Absent a contemporary, functioning form of the Privacy Protection Act, “sources will likely now be wary of even answering the phone out of concern that they’ll show up in toll records sought in a leaks investigation,” warns ACLU Legislative Counsel Gabriel Rottman.
The Justice Department has assured the AP that its new compendium of AP national security desk sources will not find its way into use by other DOJ leak investigations.

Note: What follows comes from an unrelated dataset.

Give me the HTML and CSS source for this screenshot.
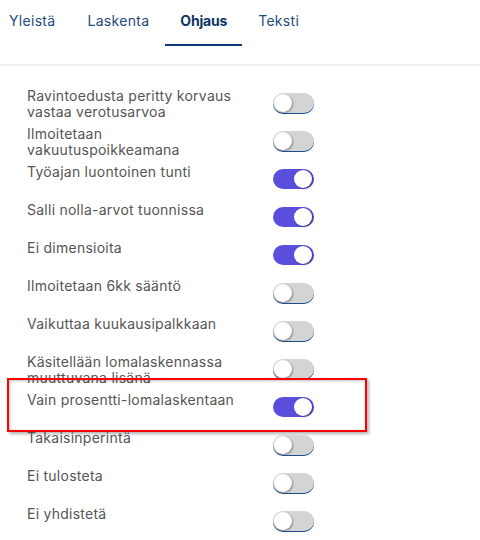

Will the public and the press buy that?
The ACLU’s Rottman is skeptical. “Much information that is completely unrelated to the [AP] underwear bomber investigation was captured [by DOJ], and there are very few restrictions on its use by the FBI in unrelated investigations,” he says.
Wiebe's outlook is equally dim. "Unfortunately, NSA and other organizations have a history of nontrust, of taking their power and turning it against the American people,” he says. “It’s happened before.”
Wiebe forwarded me a wish list for federal reforms that he and fellow whistleblowers say will protect the First and Fourth Amendments and lend the PPA teeth by bringing the concept of “possession” up to date. It includes a requirement by "communications service providers to report annually to their customers full-disclosure information ... identifying what information U.S. Government entities [required] them to provide to law enforcement and intelligence community entities outside the context of duly initiated investigations based on probable cause." That might not make compromised, past anonymous sources less skittish. But it could encourage future sources to talk.
UPDATE: Citing an equally erroneous CNN transcript, this story originally claimed that former FBI agent Tim Clemente said on May 1, 2013, "Welcome to America. All of that stuff [in reference to private phone recordings] is being captured as we speak whether we know it or like it or not." That statement was actually made by criminal defense attorney and legal analyst Mark Geragos. The story has been updated to reflect.